Question

A thin wire is bent in form of a helix of radius R and height H. The pitch of helix is H/2 and mass per unit length of wire is $\lambda$. Moment of inertia of wire about the axis of helix is:

• A. $\lambda HR^2$
• B. $2\lambda R^2\sqrt{H^2 + 16\pi^2R^2}$
• C. $\lambda R^2\sqrt{H^2 + 16\pi^2R^2}$
• D. None of these

Answer 1

Answer: (C)

$\lambda R^2\sqrt{H^2 + 16\pi^2R^2}$

Answer 2

The length of a helix with radius $R$, height $H$, and pitch $P=H/2$ is $L = \sqrt{H^2 + (2\pi R \times N)^2}$ where $N$ is the number of turns.

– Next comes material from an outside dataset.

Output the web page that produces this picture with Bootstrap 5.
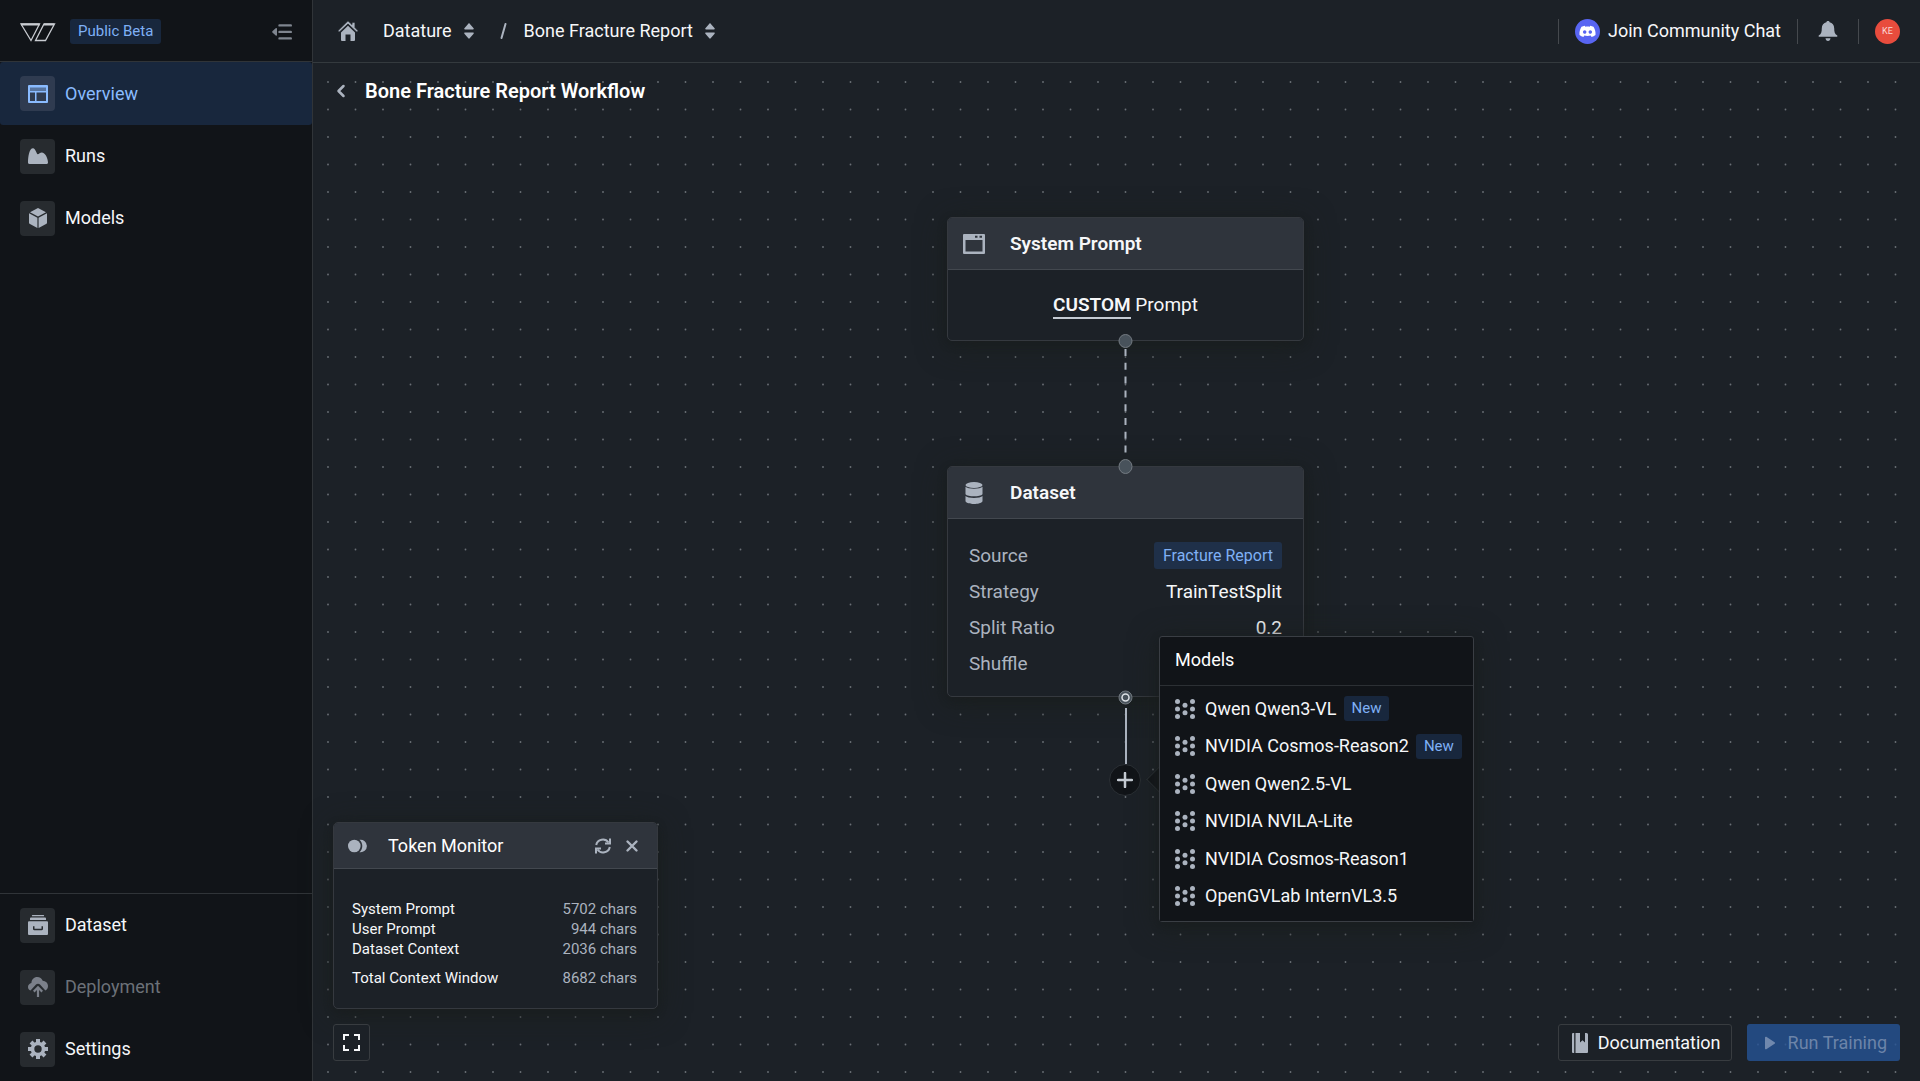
<!DOCTYPE html>
<html lang="en" data-bs-theme="dark">
<head>
<meta charset="utf-8">
<meta name="viewport" content="width=device-width, initial-scale=1">
<title>Bone Fracture Report Workflow</title>
<link href="https://cdn.jsdelivr.net/npm/bootstrap@5.3.0/dist/css/bootstrap.min.css" rel="stylesheet">
<style>
:root{--ink:#f6f7f9;--soft:#abb3bf;--deep:#111418;--base:#1c2127;--line:#303438;--blue:#8abbff}
body{font-family:Roboto,"Liberation Sans",sans-serif;font-size:18px;line-height:22px;color:var(--ink);background:var(--base)}
a{color:inherit;text-decoration:none}
svg{display:block;flex:none}
.ic{width:20px;height:20px;fill:var(--soft)}
.plain-btn{background:none;border:0;padding:0;color:inherit}
.side{width:313px;background:var(--deep);border-right:1px solid var(--line)}
.side-top{height:62px;padding:2px 20px 0;gap:14px;border-bottom:1px solid var(--line)}
.tag{background:#18273d;color:#7fb0f5;font-size:15px;line-height:25px;padding:0 8px;border-radius:3px}
.side-link{height:62px;padding:0 20px;gap:10px;border-radius:3px}
.side-foot{border-top:1px solid var(--line);padding-bottom:1px}
.side-link.active{height:63px;background:#18273d;color:var(--blue)}
.side-link.active .ic{fill:var(--blue)}
.side-link.active .tile{background:#2f3b50}
.side-link.disabled{color:#6c7178}
.side-link.disabled .ic{fill:#7b808a}
.tile{width:35px;height:35px;border-radius:4px;background:#272b2f}
.topbar{height:63px;padding:0 20px 0 25px;border-bottom:1px solid #343a3e}
.crumb{gap:12px}
.home-link{margin-right:13px}
.slash{margin:0 4px 0 12px}
.top-tools{gap:16px}
.chat-link{gap:8px}
.bell-btn{padding:0 3px}
.rule{width:1px;height:25px;background:#45494e}
.avatar{width:25px;height:25px;background:#e84c3d;font-size:9px;color:#fbd9d5}
.board{min-height:0}
.dots{position:absolute;inset:0;width:100%;height:100%}
.title-row{position:relative;padding:15px 20px 0 20px;gap:15px}
.title-row h1{font-size:20px;line-height:26px;font-weight:600;margin:0}
.panel{position:absolute;background:var(--base);border:1px solid #35393f;border-radius:5px;box-shadow:0 5px 30px rgba(28,32,30,.9),0 3px 8px rgba(17,20,24,.4)}
.panel-head{background:#2f343c;border-bottom:1px solid #43484f;border-radius:4px 4px 0 0}
.node{width:357px;left:634px}
.node .panel-head{height:52px;padding:0 14px;gap:24px;font-weight:600;font-size:19px}
.node-prompt{top:154px}
.node-data{top:403px}
.prompt-body{height:70px;padding-top:2px;font-size:19px}
.custom{font-weight:600;border-bottom:2px solid #c5cbd3;line-height:24px}
.data-body{padding:18px 21px 14px;font-size:19px}
.data-body dl>div{height:36px}
.data-body dl>div:first-child{height:37px}
dt{font-weight:400}
.data-body dt{color:var(--soft)}
.tag-lg{background:#1f3049;color:#7fb0f5;font-size:16px;line-height:27px;padding:0 9px;border-radius:3px}
.wires{position:absolute;left:0;top:0;width:1000px;height:760px;pointer-events:none}
.add-btn{position:absolute;left:796px;top:701px;width:32px;height:32px;border:1px solid #2b3035;background:var(--deep)}
.menu-pop{left:846px;top:573px;width:315px;background:var(--deep);border-color:#3a3e44;border-radius:3px}
.menu-pop::before{content:"";position:absolute;left:-10px;top:133px;width:19px;height:19px;background:var(--deep);border:1px solid #2b3035;border-width:0 0 1px 1px;transform:rotate(45deg);z-index:-1}
.menu-head{height:49px;padding:0 15px 2px;border-bottom:1px solid #2c3034;font-size:18px;font-weight:400;margin:0}
.menu-items{padding:4px 15px 6px;background:var(--deep)}
.menu-items a{height:37px;white-space:nowrap}
.menu-items a:nth-child(even){height:38px}
.menu-items .ic{margin-right:10px}
.menu-items .tag{margin-left:7px}
.monitor{left:20px;bottom:72px;width:325px}
.monitor .panel-head{height:46px;padding:0 18px 0 14px;gap:20px}
.monitor h2{font-size:18px;font-weight:400;margin:0}
.monitor-tools{gap:14px}
.monitor-body{padding:30px 20px 20px 18px;font-size:15px;line-height:20px}
.monitor-body dd{color:var(--soft)}
.total{margin-top:9px}
.dock{position:absolute;left:20px;right:20px;bottom:20px;gap:15px}
.dock-btn{height:37px;border:1px solid #383c40;border-radius:3px;background:var(--base);padding:0 10px 0 12px;gap:9px}
.dock-btn.dock-sq{width:37px;padding:0}
.dock-btn.run-btn{background:rgba(38,84,150,.8);border:0;color:#6c84a9;padding:0 13px 0 14px}
</style>
<script src="https://cdn.jsdelivr.net/npm/bootstrap@5.3.0/dist/js/bootstrap.bundle.min.js"></script>
</head>
<body>
<svg width="0" height="0" class="position-absolute" aria-hidden="true">
  <symbol id="caret" viewBox="0 0 10 16"><path d="M1 6.500h8c.8 0 1-.7.600-1.200L5.700.7c-.4-.5-1-.5-1.400 0L.4 5.300C0 5.800.2 6.500 1 6.500zM1 9.500h8c.8 0 1 .7.600 1.200l-3.900 4.600c-.4.5-1 .5-1.400 0L.4 10.700C0 10.200.2 9.500 1 9.500z"/></symbol>
  <symbol id="grid8" viewBox="0 0 20 20"><circle cx="2.500" cy="2.500" r="2.500"/><circle cx="2.500" cy="10" r="2.500"/><circle cx="2.500" cy="17.500" r="2.500"/><circle cx="10" cy="6.200" r="2.500"/><circle cx="10" cy="13.800" r="2.500"/><circle cx="17.500" cy="2.500" r="2.500"/><circle cx="17.500" cy="10" r="2.500"/><circle cx="17.500" cy="17.500" r="2.500"/></symbol>
</svg>
<div class="d-flex vh-100 overflow-hidden">
  <aside class="side d-flex flex-column flex-shrink-0">
    <div class="side-top d-flex align-items-center">
      <svg width="36" height="20" viewBox="0 0 36 20" fill="none" stroke="#c9ccd1" stroke-width="1.300" role="img" aria-label="Logo"><path d="M1 2h18.500L11 18.500z"/><path d="M24 2h10.500L25.500 18.500H15.500z"/><path d="M1 2.500h18.500M24 2.500h10" stroke-width="2"/></svg>
      <span class="tag me-auto">Public Beta</span>
      <button class="plain-btn" type="button" aria-label="Collapse menu"><svg class="ic" viewBox="0 0 20 20" style="fill:#7f858f"><path d="M7.500 2.200h11.300a1.200 1.200 0 0 1 0 2.400H7.500a1.200 1.200 0 0 1 0-2.400zM7.500 8.700h11.300a1.200 1.200 0 0 1 0 2.400H7.500a1.200 1.200 0 0 1 0-2.400zM7.500 15.200h11.300a1.200 1.200 0 0 1 0 2.400H7.500a1.200 1.200 0 0 1 0-2.400zM5 6.800v6.200c0 .8-.8 1-1.300.5L.4 10.600c-.4-.4-.4-1 0-1.400l3.300-2.900C4.200 5.800 5 6 5 6.800z"/></svg></button>
    </div>
    <nav class="d-flex flex-column flex-grow-1" aria-label="Project">
      <a href="#" class="side-link active d-flex align-items-center"><span class="tile d-flex align-items-center justify-content-center"><svg class="ic" viewBox="0 0 20 20"><path fill-rule="evenodd" d="M1 1h18a1 1 0 0 1 1 1v16a1 1 0 0 1-1 1H1a1 1 0 0 1-1-1V2a1 1 0 0 1 1-1zM2 3.500V7h16V3.500zM2 8.500V17h5V8.500zM8.500 8.500V17H18V8.500z"/><path opacity=".45" d="M2 3h16v4H2z"/></svg></span>Overview</a>
      <a href="#" class="side-link d-flex align-items-center"><span class="tile d-flex align-items-center justify-content-center"><svg class="ic" viewBox="0 0 20 20"><path d="M1.300 18C.5 18 0 17.500 0 16.800 0 10 1.500 2.200 5 2.200c2.700 0 3.500 6 4.800 6 1.200 0 2.200-1.700 4-1.700 3.200 0 6.200 5.500 6.200 10.300 0 .7-.5 1.200-1.200 1.200z"/></svg></span>Runs</a>
      <a href="#" class="side-link d-flex align-items-center"><span class="tile d-flex align-items-center justify-content-center"><svg class="ic" viewBox="0 0 20 20"><path d="M10 0l8 4.200-8 4.300-8-4.300zM1 5.300l8.400 4.500V20L1.500 15.700a1 1 0 0 1-.5-.9zM19 5.300l-8.400 4.500V20l7.900-4.300a1 1 0 0 0 .5-.9z"/></svg></span>Models</a>
    </nav>
    <nav class="side-foot d-flex flex-column" aria-label="Workspace">
      <a href="#" class="side-link d-flex align-items-center"><span class="tile d-flex align-items-center justify-content-center"><svg class="ic" viewBox="0 0 20 20"><path d="M4.500 0h11a.6.600 0 0 1 0 1.300h-11a.6.600 0 0 1 0-1.300zM3 2.500h14a1 1 0 0 1 1 1V5H2V3.500a1 1 0 0 1 1-1z"/><path fill-rule="evenodd" d="M1 6.200h18a1 1 0 0 1 1 1V19a1 1 0 0 1-1 1H1a1 1 0 0 1-1-1V7.200a1 1 0 0 1 1-1zM5 11.200V14c0 .7.500 1.200 1.200 1.200h7.600c.7 0 1.200-.5 1.200-1.200v-2.800h-1.500v2.500h-7v-2.500z"/></svg></span>Dataset</a>
      <a href="#" class="side-link disabled d-flex align-items-center" aria-disabled="true"><span class="tile d-flex align-items-center justify-content-center"><svg class="ic" viewBox="0 0 20 20"><path d="M2.500 13.500C1 13 0 11.700 0 10c0-2 1.500-3.600 3.400-4C3.600 2.500 6 0 9.200 0c2.600 0 4.700 1.500 5.500 3.700C17.500 3.800 20 6 20 9c0 2-1 3.700-2.600 4.500L12 7.500c-1-1-3-1-4 0z"/><path d="M10 8.800l5 5-1.600 1.600-2.300-2.300V20H8.900v-6.900l-2.300 2.300L5 13.800z"/></svg></span>Deployment</a>
      <a href="#" class="side-link d-flex align-items-center"><span class="tile d-flex align-items-center justify-content-center"><svg class="ic" viewBox="0 0 20 20"><g fill="none" stroke="#abb3bf"><circle cx="10" cy="10" r="5.500" stroke-width="3.600"/><path stroke-width="4" d="M10 0v4M10 16v4M0 10h4M16 10h4M3 3l2.700 2.700M14.300 14.300L17 17M17 3l-2.700 2.700M5.700 14.300L3 17"/></g></svg></span>Settings</a>
    </nav>
  </aside>
  <div class="d-flex flex-column flex-grow-1">
    <header class="topbar d-flex align-items-center justify-content-between">
      <div class="d-flex align-items-center crumb">
        <a href="#" aria-label="Home" class="home-link"><svg class="ic" viewBox="0 0 20 20"><path d="M3 11.500l7-6.800 7 6.800V19a1 1 0 0 1-1 1h-3.500v-6.500h-5V20H4a1 1 0 0 1-1-1z"/><path stroke="#1c2127" stroke-width=".8" d="M.4 9.200L9.200.5c.5-.5 1.100-.5 1.600 0L14 3.500V1.300h3V6.500l2.600 2.700c.6.6.5 1-.1 1.500-.5.400-1 .3-1.500-.2L10 3 2 10.500c-.5.500-1 .6-1.500.2-.6-.5-.7-.9-.1-1.500z"/></svg></a>
        <a href="#">Datature</a>
        <button class="plain-btn" type="button" aria-label="Switch workspace"><svg width="10" height="16" fill="#abb3bf"><use href="#caret"/></svg></button>
        <svg class="slash" width="10" height="16" viewBox="0 0 10 16" aria-hidden="true"><path d="M7.500 1L3.500 15" stroke="#abb3bf" stroke-width="2" stroke-linecap="round"/></svg>
        <a href="#">Bone Fracture Report</a>
        <button class="plain-btn" type="button" aria-label="Switch project"><svg width="10" height="16" fill="#abb3bf"><use href="#caret"/></svg></button>
      </div>
      <div class="d-flex align-items-center top-tools">
        <span class="rule"></span>
        <a href="#" class="chat-link d-flex align-items-center"><svg width="25" height="25" viewBox="0 0 25 25"><circle cx="12.500" cy="12.500" r="12.500" fill="#5865f2"/><path fill="#fff" fill-rule="evenodd" d="M9.800 6.700L10.300 7.700c1.400-.2 3-.2 4.400 0l.5-1c1.200.2 2.300.6 3.300 1.100 1.600 2.500 2.300 5.300 2 8.300-1.200.9-2.500 1.500-3.900 1.900l-.9-1.400c-2 .6-4.400.6-6.400 0L8.400 18c-1.400-.4-2.700-1-3.900-1.900-.3-3 .4-5.800 2-8.300 1-.5 2.100-.9 3.300-1.100zM9.700 11.200c-1 0-1.700.8-1.700 1.800s.8 1.800 1.700 1.800 1.700-.8 1.700-1.800-.7-1.800-1.700-1.800zm5.600 0c-1 0-1.700.8-1.700 1.800s.8 1.800 1.700 1.800 1.700-.8 1.700-1.800-.7-1.800-1.700-1.800z"/></svg>Join Community Chat</a>
        <span class="rule"></span>
        <button class="plain-btn bell-btn" type="button" aria-label="Notifications"><svg width="22" height="20" viewBox="-1 0 22 20" fill="#abb3bf"><path d="M10 0c.9 0 1.500.5 1.600 1.300 2.700.6 4.600 3 4.600 5.900 0 3.500.6 6 2.800 7 .8.500.4 1.600-.4 1.600H1.400c-.8 0-1.200-1.100-.4-1.600 2.200-1 2.800-3.500 2.800-7 0-2.900 1.900-5.300 4.600-5.900C8.500.5 9.100 0 10 0zM7.500 17.200h5c-.1 1.600-1.100 2.800-2.500 2.800s-2.400-1.200-2.500-2.800z"/></svg></button>
        <span class="rule"></span>
        <button class="plain-btn avatar rounded-circle" type="button">KE</button>
      </div>
    </header>
    <main class="board position-relative flex-grow-1">
      <svg class="dots" aria-hidden="true"><defs><pattern id="dotgrid" x="14" y="18" width="55" height="55" patternUnits="userSpaceOnUse" fill="#6a6f75"><circle cx="1" cy="1" r=".9"/><circle cx="28.500" cy="1" r=".9"/><circle cx="1" cy="28.500" r=".9"/><circle cx="28.500" cy="28.500" r=".9"/></pattern></defs><rect width="100%" height="100%" fill="url(#dotgrid)"/></svg>
      <div class="title-row d-flex align-items-center">
        <a href="#" aria-label="Back"><svg width="17" height="16" viewBox="0 0 17 16" fill="none" stroke="#abb3bf" stroke-width="2.500" stroke-linecap="round" stroke-linejoin="round"><path d="M10.500 3l-5 5 5 5"/></svg></a>
        <h1>Bone Fracture Report Workflow</h1>
      </div>

      <section class="panel node node-prompt">
        <div class="panel-head d-flex align-items-center"><svg width="24" height="20" viewBox="0 0 24 20" fill="#abb3bf"><path fill-rule="evenodd" d="M2 0h20a1 1 0 0 1 1 1v18a1 1 0 0 1-1 1H2a1 1 0 0 1-1-1V1a1 1 0 0 1 1-1zM3.500 6v11.500h17V6zM13 1.800v2h2.500v-2zm4.500 0v2H20v-2z"/></svg>System Prompt</div>
        <div class="prompt-body d-flex align-items-center justify-content-center"><div><a href="#" class="custom d-inline-block">CUSTOM</a> Prompt</div></div>
      </section>

      <section class="panel node node-data">
        <div class="panel-head d-flex align-items-center"><svg width="24" height="22" viewBox="0 0 24 22" fill="#abb3bf"><ellipse cx="12" cy="3" rx="8.500" ry="3"/><path d="M3.500 4.800c2 2.500 15 2.500 17 0v7.400c-2 2.700-15 2.700-17 0zM3.500 14c2 2.500 15 2.500 17 0v5.200c-2 3.700-15 3.700-17 0z"/></svg>Dataset</div>
        <div class="data-body">
          <dl class="mb-0">
            <div class="d-flex align-items-center justify-content-between"><dt>Source</dt><dd class="mb-0 tag-lg">Fracture Report</dd></div>
            <div class="d-flex align-items-center justify-content-between"><dt>Strategy</dt><dd class="mb-0">TrainTestSplit</dd></div>
            <div class="d-flex align-items-center justify-content-between"><dt>Split Ratio</dt><dd class="mb-0">0.2</dd></div>
            <div class="d-flex align-items-center justify-content-between"><dt>Shuffle</dt></div>
          </dl>
        </div>
      </section>

      <svg class="wires" viewBox="0 0 1000 760" fill="none" aria-hidden="true">
        <path d="M812.500 286v106" stroke="#abb3bf" stroke-width="2" stroke-dasharray="7 6.800"/>
        <path d="M813 645v56" stroke="#abb3bf" stroke-width="2"/>
        <g fill="#48525b" stroke="#747b82"><circle cx="812.500" cy="278" r="6.500"/><ellipse cx="812.500" cy="403.500" rx="6.500" ry="7"/><circle cx="812.500" cy="634.500" r="6.500"/></g>
        <circle cx="812.500" cy="634.500" r="3.500" stroke="#dfe3e8" stroke-width="1.500" fill="#48525b"/>
      </svg>
      <button class="add-btn rounded-circle d-flex align-items-center justify-content-center p-0" type="button" aria-label="Add model"><svg width="16" height="16" viewBox="0 0 16 16" stroke="#c5cbd3" stroke-width="2.500" stroke-linecap="round"><path d="M8 1v14M1 8h14"/></svg></button>

      <section class="panel menu-pop">
        <h2 class="menu-head d-flex align-items-center">Models</h2>
        <div class="menu-items d-flex flex-column">
          <a href="#" class="d-flex align-items-center"><svg class="ic"><use href="#grid8"/></svg>Qwen Qwen3-VL<span class="tag">New</span></a>
          <a href="#" class="d-flex align-items-center"><svg class="ic"><use href="#grid8"/></svg>NVIDIA Cosmos-Reason2<span class="tag">New</span></a>
          <a href="#" class="d-flex align-items-center"><svg class="ic"><use href="#grid8"/></svg>Qwen Qwen2.5-VL</a>
          <a href="#" class="d-flex align-items-center"><svg class="ic"><use href="#grid8"/></svg>NVIDIA NVILA-Lite</a>
          <a href="#" class="d-flex align-items-center"><svg class="ic"><use href="#grid8"/></svg>NVIDIA Cosmos-Reason1</a>
          <a href="#" class="d-flex align-items-center"><svg class="ic"><use href="#grid8"/></svg>OpenGVLab InternVL3.5</a>
        </div>
      </section>

      <section class="panel monitor">
        <div class="panel-head d-flex align-items-center">
          <svg class="ic" viewBox="0 0 20 20"><circle cx="6.300" cy="10" r="6.300"/><path d="M11.500 3.800a6.300 6.300 0 1 1 0 12.400c1.700-1.600 2.800-3.800 2.800-6.200s-1.100-4.600-2.800-6.200z"/></svg>
          <h2 class="me-auto">Token Monitor</h2>
          <div class="d-flex monitor-tools">
            <button class="plain-btn" type="button" aria-label="Refresh"><svg width="16" height="16" viewBox="0 0 16 16" fill="none" stroke="#abb3bf" stroke-width="2"><path d="M1.200 7A6.800 6.800 0 0 1 13.500 4.500M14.800 9A6.800 6.800 0 0 1 2.500 11.500"/><path d="M15 .5V5.500H10M1 15.500v-5h5"/></svg></button>
            <button class="plain-btn" type="button" aria-label="Close"><svg width="14" height="16" viewBox="0 0 14 16" fill="none" stroke="#abb3bf" stroke-width="2.400" stroke-linecap="round"><path d="M2.500 3.500l9 9M11.500 3.500l-9 9"/></svg></button>
          </div>
        </div>
        <dl class="monitor-body mb-0">
          <div class="d-flex justify-content-between"><dt>System Prompt</dt><dd class="mb-0">5702 chars</dd></div>
          <div class="d-flex justify-content-between"><dt>User Prompt</dt><dd class="mb-0">944 chars</dd></div>
          <div class="d-flex justify-content-between"><dt>Dataset Context</dt><dd class="mb-0">2036 chars</dd></div>
          <div class="d-flex justify-content-between total"><dt>Total Context Window</dt><dd class="mb-0">8682 chars</dd></div>
        </dl>
      </section>

      <div class="dock d-flex align-items-center">
        <button class="dock-btn dock-sq d-flex align-items-center justify-content-center me-auto" type="button" aria-label="Fit view"><svg width="17" height="17" viewBox="0 0 17 17" fill="none" stroke="#f6f7f9" stroke-width="2"><path d="M1 6V1h5M11 1h5v5M16 11v5h-5M6 16H1v-5"/></svg></button>
        <a href="#" class="dock-btn d-flex align-items-center"><svg width="18" height="20" viewBox="0 0 18 20" fill="#abb3bf"><path d="M2 0h1.200v20H2a1 1 0 0 1-1-1V1a1 1 0 0 1 1-1zM4.500 0H9v9.500l2.500-2.200L14 9.500V0h1.500A1.500 1.500 0 0 1 17 1.500V19a1 1 0 0 1-1 1H4.500z"/></svg>Documentation</a>
        <button class="dock-btn run-btn d-flex align-items-center" type="button" disabled><svg width="18" height="16" viewBox="0 0 18 16" fill="#7088ad"><path d="M4 2.600c0-.8.700-1.200 1.300-.8l8.300 5.400c.6.400.6 1.200 0 1.600l-8.300 5.400c-.6.400-1.300 0-1.300-.8z"/></svg>Run Training</button>
      </div>
    </main>
  </div>
</div>
</body>
</html>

The number of turns is $N = H/P = H/(H/2) = 2$. The length element $ds = \sqrt{R^2 + (dz/dt)^2} dt$. With $z(t) = \frac{P}{2\pi}t = \frac{H}{4\pi}t$, we get $dz/dt = H/(4\pi)$. The total length for $t \in [0, 4\pi]$ is $L = \int_0^{4\pi} \sqrt{R^2 + (H/4\pi)^2} dt = 4\pi \sqrt{R^2 + H^2/(16\pi^2)} = \sqrt{16\pi^2 R^2 + H^2}$. The total mass is $M = \lambda L = \lambda \sqrt{H^2 + 16\pi^2 R^2}$. Since all mass elements are at a distance $R$ from the axis, the moment of inertia is $I = MR^2 = \lambda R^2 \sqrt{H^2 + 16\pi^2 R^2}$.